- Stylistic origins: Hip-hop; conscious hip-hop; hardcore hip-hop; Old-school hip-hop;
- Cultural origins: Mid 1980s, Puerta de Tierra, San Juan, Puerto Rico, U.S.
- Typical instruments: Drum machine; Sampler; Synthesizer; Vocals;

Fusion genres
- Reggaeton

= Puerto Rican hip-hop =

Music genre from Puerto Rico

Puerto Rican hip-hop or Puerto Rican rap (also referred to as rap/hip-hop locally or hip-hop en Español in Spanish) is an underground subgenre of hip-hop music and conscious hip-hop that originated in Puerto Rico. At its peak in the late 1980s and early 1990s, it was one of the most popular styles of underground music in Puerto Rico sold by the mixtape. Puerto Rican hip-hop during its ascension in the late 1980s, and even during its earliest form, explored and touched on taboo and non-taboo societal themes in Puerto Rico like drug abuse, rising crime, governmental corruption, STDs, and sexual abuse. Due to its local relative niche and factors early on in the 1990s, it did not experience as much commercial success on par as other more popular Latin contemporary music such as reggaeton.
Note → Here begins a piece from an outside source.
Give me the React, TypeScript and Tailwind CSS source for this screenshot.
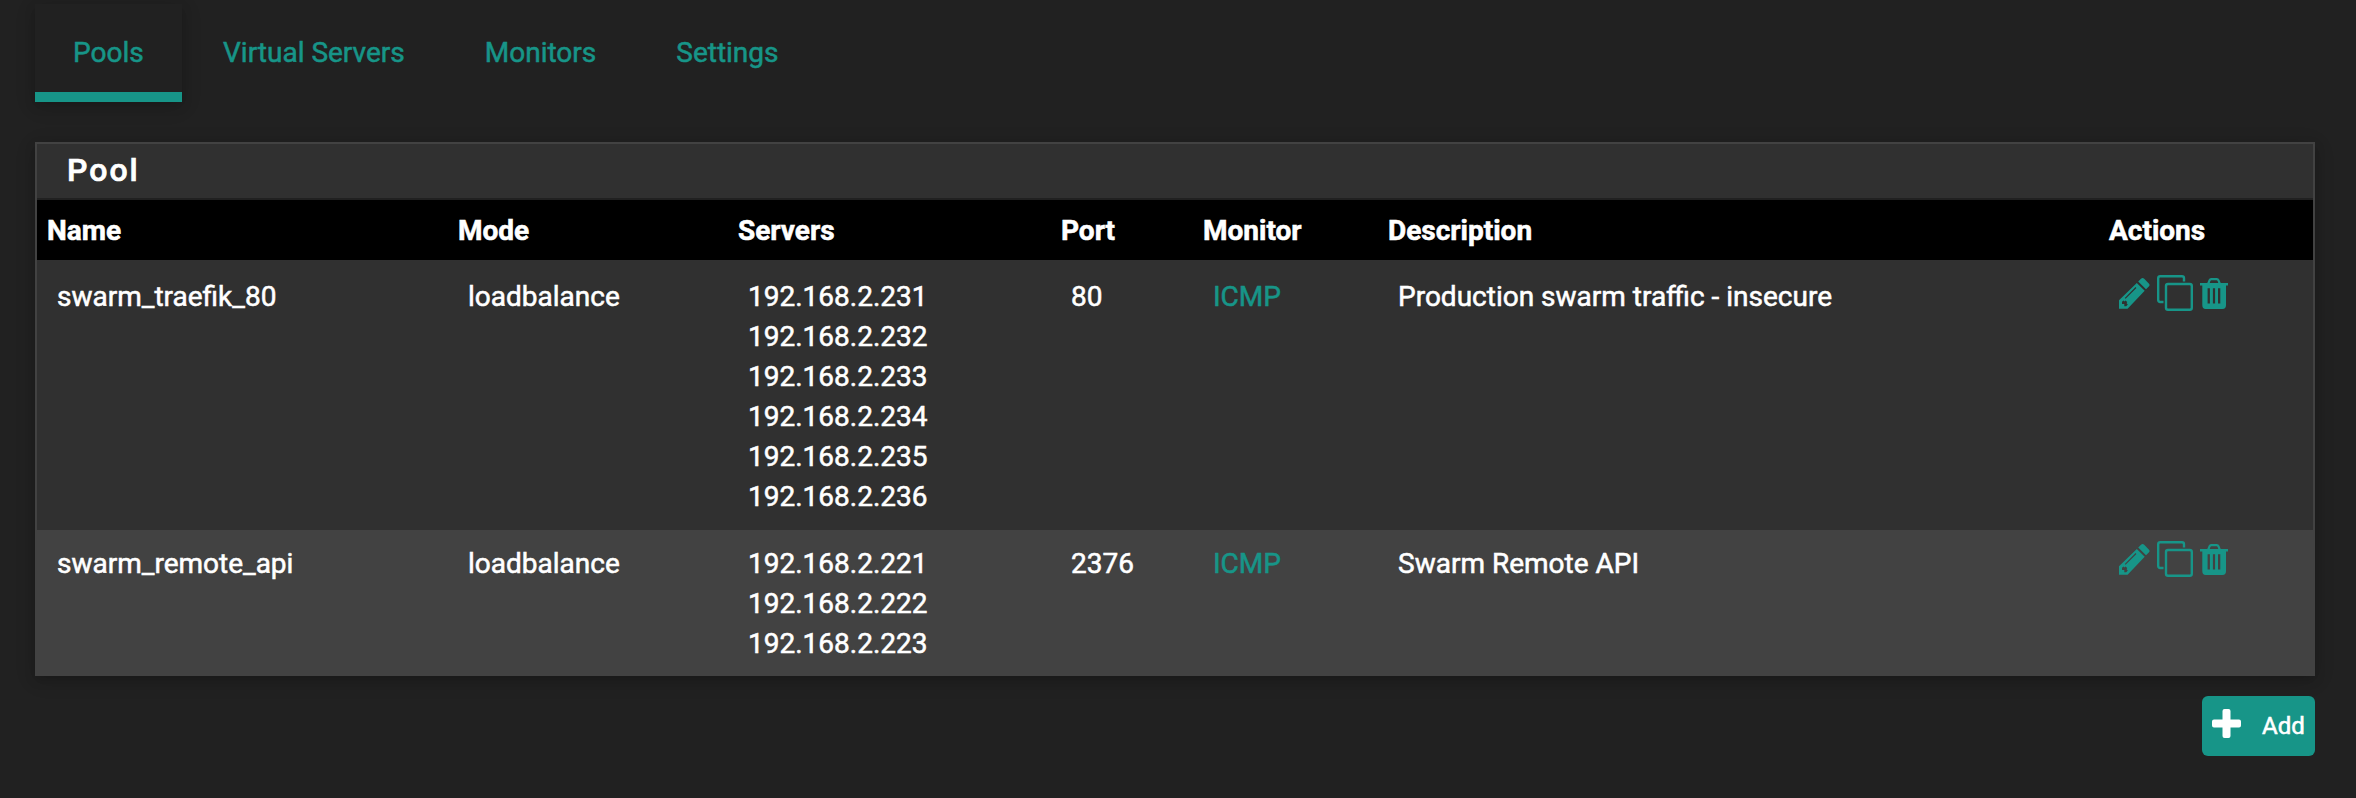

The first ever Puerto Rican hip-hop song to go on the local radio, TV, and vinyl officially was the single "Las Drogas Matan" (1987) by D-Squad (Don Figgaro) and DJ Baron Lopez. However, it wasn't the first Puerto Rican hip-hop song as earlier artists had pioneered it a biennium before. Vico C is the pioneer of Puerto Rican hip-hop. He was also the first to pioneer the modern urbano genre, reggaeton, with "Bomba Para Afincar" from his hip-hop album Hispanic Soul circa 1991. Vico C set the first ever Puerto Rican hip-hop song with the making of "El Rapeo del Vikingo", recorded and distributed the same year, 1985, at 14 years old. Inspired by Run DMC and Sugar Hill, in 1984 he formalized his career by calling himself Vico, adding the 'C' just as a novelty. Although he had already gained popularity with Viernes 13' alongside Rubén DJ, it was with La Recta Final that he became the number-one rapper in Puerto Rico.

==Origins==

===Early influences (late 1970s-1980s)===

During the early days of hip-hop in 1972, marginalized black and Afro-Caribbean communities (along with Nuyorican communities in the Bronx) started producing the hip-hop movement. What at first was a coping mechanism to their environment of marginalization and poverty, an anti-drug, anti-violence social movement began a musical revolution in the Bronx. American Artists like DJ Kool Herc, Africa Bambaataa, DJ Disco Wiz laid the groundworks of the hip-hop movement, while groups like Rock Steady Crew contribute heavily to the breakdancing movement, adding their contributions to the multicultural movement. Despite circulating beliefs saying "Puerto Ricans co-created hip-hop", it is important to note that old-school hip-hop and the hip-hop movement in general was an African-American movement based on African-American music in the United States inherent to the intrinsic roots of African-American people. However, it is equally important to include the indispensable contributions of Nuyoricans that played a role in the shaping of American hip-hop.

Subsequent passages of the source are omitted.